The founder of the Vineyard Energy Project, Kate Warner, is preparing to step down as director as the VEP shifts its focus from primarily education and advocacy to practical implementation of energy saving measures.

After five years running the nonprofit almost single-handedly, Ms. Warner, who is also an architect and a resident of West Tisbury, said she believes the time has come for fresh leadership to take the organization in a new direction, which will likely see the VEP acting as a kind of project manager for Vineyard residents intent on reducing their energy consumption.

“I have pushed this ball for a long time primarily by myself,” said Ms. Warner. “With the help of Nan Doty,” she added. She continued:

“I was the founder, the ideas person, but there comes a time when that person needs to step aside a little bit and fresh blood come in, maybe somebody who’s better at working with other people or better at marketing or whatever.”

She said the board — newly constituted and revitalized late last year — is not yet actively looking for her replacement, until it settles more precisely on the new direction of the organization, and thus the skills required of a new director.

But both Ms. Warner and the board, after reviewing the organization’s past achievements, are certain that it needs to refocus.

“When the VEP started, the central part of what we were doing was education on climate change, peak oil, that sort of thing,” she said.

“Now, I think, the world has changed. People understand the challenge now; we felt it was time to move more into solutions. Exactly how we go about that is what the board is trying to figure out now.”

Most active in that consideration is new board chairman Paul Pimentel, an Island resident who is the chief engineer with a $250 million company which specializes in energy use reduction for corporate clients.

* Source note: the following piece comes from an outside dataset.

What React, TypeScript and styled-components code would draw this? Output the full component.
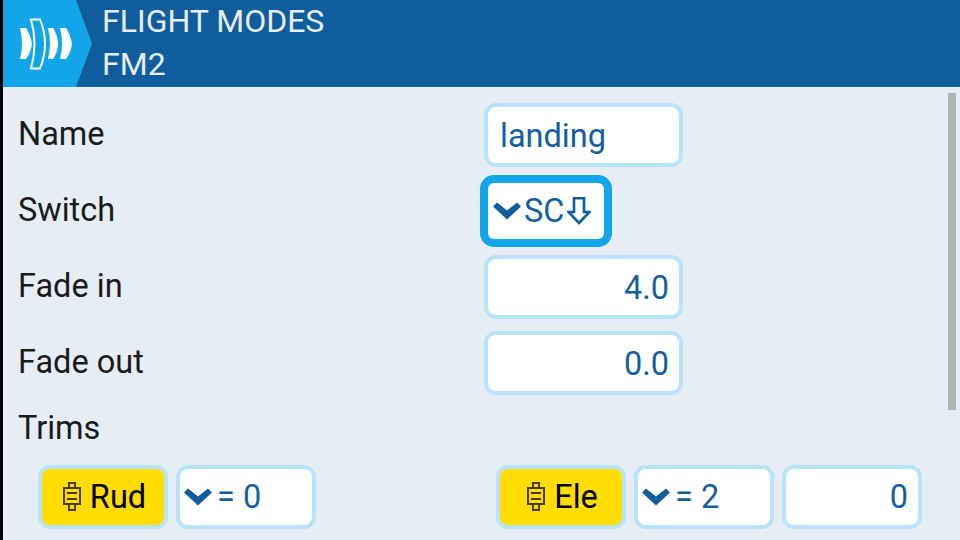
import React from "react";
import styled, { createGlobalStyle } from "styled-components";

const Global = createGlobalStyle`
  html, body { margin: 0; padding: 0; background: #000; }
  body { width: 960px; height: 540px; overflow: hidden; font-family: Roboto, "Liberation Sans", sans-serif; }
`;
const Screen = styled.div`
  width: 957px; height: 540px; margin-left: 3px; background: #e6edf5;
  display: flex; flex-direction: column; overflow: hidden; position: relative;
`;
const Header = styled.header`
  height: 87px; flex: none; background: #0f5d9c; display: flex; color: #e6edf5;
`;
const LogoTab = styled.div`
  width: 89px; height: 87px; flex: none; background: #12a5e9;
  clip-path: polygon(0 0, 73px 0, 89px 43.5px, 73px 87px, 0 87px);
  display: flex; align-items: center; padding-left: 17px; box-sizing: border-box;
`;
const Titles = styled.div`
  padding: 0 0 0 10px; display: flex; flex-direction: column;
`;
const TitleLine = styled.div`
  font-size: 32px; line-height: 43px; height: 43px; white-space: nowrap;
`;
const Body = styled.main`
  flex: 1; display: flex; flex-direction: column; padding: 16px 0 0 0;
`;
const Row = styled.div`
  height: 64px; margin-bottom: 12px; display: flex; align-items: center; flex: none; padding-left: 15px;
`;
const Label = styled.div`
  width: 466px; flex: none; font-size: 32.5px; line-height: 36px; color: #1a1a1a; margin-top: -2px;
`;
const Field = styled.div<{ $align?: string }>`
  box-sizing: border-box; width: 199px; height: 64px; background: #fff; border: 4px solid #b8e3f8; border-radius: 12px;
  display: flex; align-items: center; justify-content: ${(p) => p.$align || "flex-start"};
  padding: 2px 10px 0 12px; font-size: 32.5px; color: #13609f;
`;
const Focused = styled(Field)`
  width: 132px; height: 72px; margin-left: -4px; border: 8px solid #12a5e9; padding: 0 0 0 5px; border-radius: 14px; gap: 3px;
`;
const TrimsLabel = styled.div`
  font-size: 32.5px; line-height: 36px; color: #1a1a1a; padding-left: 15px; height: 36px; margin-top: 3px;
`;
const TrimRow = styled.div`
  display: flex; margin-top: 19px; padding-left: 35px;
`;
const TrimGroup = styled.div`
  display: flex; gap: 8px; &:last-child { margin-left: 180px; }
`;
const Toggle = styled.div`
  box-sizing: border-box; width: 130px; height: 64px; background: #ffdd00; border: 4px solid #b8e3f8; border-radius: 12px;
  display: flex; align-items: center; justify-content: center; gap: 9px; padding: 0 0 0 3px; font-size: 32.5px; color: #000;
`;
const Small = styled(Field)`
  width: 140px; padding: 0 10px 0 4px; gap: 5px;
`;
const Scrollbar = styled.div`
  position: absolute; left: 945px; top: 93px; width: 8px; height: 317px; background: #adb5b3;
`;

const Chevron = () => (
  <svg width="28" height="18" viewBox="0 0 28 18" fill="none" style={{ flex: "none" }}>
    <path d="M0 4.5 L4 0.5 L14 8.5 L24 0.5 L28 4.5 L14 17.5 Z" fill="#0f5d9c" />
  </svg>
);
const ArrowDown = () => (
  <svg width="24" height="28" viewBox="0 0 24 28" fill="none" style={{ flex: "none" }}>
    <path d="M7 1.3 H17 V15 H22.5 L12 26 L1.5 15 H7 Z" stroke="#0f5d9c" strokeWidth="2.6" />
  </svg>
);
const TrimIcon = () => (
  <svg width="18" height="30" viewBox="0 0 18 30" fill="none" style={{ flex: "none" }}>
    <g stroke="#4a3f00" strokeWidth="2">
      <rect x="6" y="1" width="6" height="5" />
      <rect x="1" y="6" width="16" height="16" />
      <rect x="6" y="22" width="6" height="6" />
      <path d="M4 11 H14 M4 17 H14" />
    </g>
  </svg>
);
const Logo = () => (
  <svg width="52" height="52" viewBox="0 0 52 52" fill="none">
    <g fill="#fff">
      <path d="M0 10 H6 Q11 18 12 26 Q11 34 6 41 H0 Q4 26 0 10 Z" />
      <path d="M28 10 H33 Q38 18 38 26 Q38 34 33 41 H28 Q32 26 28 10 Z" />
      <path d="M40 10 H46 Q51 18 52 26 Q51 34 46 41 H40 Q44 26 40 10 Z" />
    </g>
    <path d="M11 1.5 H20 Q25 14 25 26 Q25 38 20 50.5 H11 Q18 26 11 1.5 Z" stroke="#fff" strokeWidth="2" />
  </svg>
);

export default function App() {
  return (
    <>
      <Global />
      <Screen>
        <Header>
          <LogoTab><Logo /></LogoTab>
          <Titles>
            <TitleLine>FLIGHT MODES</TitleLine>
            <TitleLine>FM2</TitleLine>
          </Titles>
        </Header>
        <Body>
          <Row>
            <Label>Name</Label>
            <Field>landing</Field>
          </Row>
          <Row>
            <Label>Switch</Label>
            <Focused><Chevron />SC<ArrowDown /></Focused>
          </Row>
          <Row>
            <Label>Fade in</Label>
            <Field $align="flex-end">4.0</Field>
          </Row>
          <Row>
            <Label>Fade out</Label>
            <Field $align="flex-end">0.0</Field>
          </Row>
          <TrimsLabel>Trims</TrimsLabel>
          <TrimRow>
            <TrimGroup>
              <Toggle><TrimIcon />Rud</Toggle>
              <Small><Chevron />= 0</Small>
            </TrimGroup>
            <TrimGroup>
              <Toggle><TrimIcon />Ele</Toggle>
              <Small><Chevron />= 2</Small>
              <Small $align="flex-end">0</Small>
            </TrimGroup>
          </TrimRow>
        </Body>
        <Scrollbar />
      </Screen>
    </>
  );
}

Said Mr. Pimentel: “We’re trying to revitalize the mission of the Vineyard Energy project, not by taking away from what it’s doing now in advocacy information and educational support, but by adding an element of implementation to it.

“We’re not talking about becoming contractors, but we can do a lot in terms of pulling together sources of grant money, perhaps helping with financing, making sure that contractors in the community know how to do this stuff,” he said.

He called it arranging, but in essence it would amount to project managing for Island residents intent on taking action to reduce their energy use.

“It’s something Kate does now on occasions, advising people who might want to put in a solar panel or something, but on a bigger more organized scale.

“We would help people sort out what the market looks like, what’s a good choice how to evaluate it, because most people don’t have a clue.

“For example, suppose you already had an energy audit done by the Cape Light Compact. We’d start with that, and say ‘insulation, great idea; here are three contractors, here are the prices, here’s how we are going to specify the job’.

“We would supervise the job to make sure it gets done right, provide all the technical assistance the customer might need. Call it project management, integrating, arranging — there are lots of different fuzzy words to describe it.”

Asked if this means the VEP might ultimately operate a storefront service in energy advice, Mr. Pimentel was unsure, but was definite about visibility: “You’ll see us more in up-front marketing,” he said.

Importantly, the VEP is also looking at innovative ways to help people finance the initial costs of becoming more energy efficient.

“If they put in new insulation or a new heating system, people are going to save money over time. Well, you can use that saving to help finance the investment,” Mr. Pimentel said.

He suggested it might be possible to actually persuade energy supply companies to provide the capital for their customers to make efficiencies, then recoup the costs out of the customers’ energy savings.

Ms. Warner also sees a role for the VEP as the organization to convene and coordinate the implementation of measures foreshadowed in the Island Plan, produced by the Martha’s Vineyard Commission.

“The Vineyard Energy project, I think, is the most logical organization to get going on that energy stuff. We are the only nonprofit on the Island whose sole mission is energy,” she said, adding:

“Paul Pimentel was instrumental in the development of the energy part of the Island plan, and he’s now our chairman and he has 40 years’ experience in the business.

“The VEP could serve as a convenor to get the various parties together who are stakeholders in the energy world of Martha’s Vineyard, whether it be fuel suppliers or planning boards or the MVC or selectmen.”

It all sounds very ambitious; the question is who is going to make it all happen, with Ms. Warner planning to step back and Mr. Pimentel working in what spare time he has from his job as an engineer.

For his part, Mr. Pimentel still hopes to persuade Ms. Warner to stay in the director’s job.

“I think Kate’s a tremendous asset to this Island. We’re very lucky to have had her. I’m amazed at what she’s been able to do over the past five years with almost nothing.

“We’re hoping we can keep her and support her in a way she feels she’s been appreciated.

But Ms. Warner seems equally determined to step back.

“I’m trained as an architect I have a lot of experience with building and I would like to keep on working on how we make buildings more efficient,” she said.

“But I’ve done this for a long time primarily by myself.

“I think of this image of cyclists, riding in a line, and every so often the front person pulls to the back and the next person starts pulling.

“I keep thinking of that image. I want to be involved in this; it means a tremendous amount to me and it’s not going to be easy to let go of something I personally founded,” Ms. Warner said.

“But I think it’s going to be successful, it’s time for someone else to take the lead.’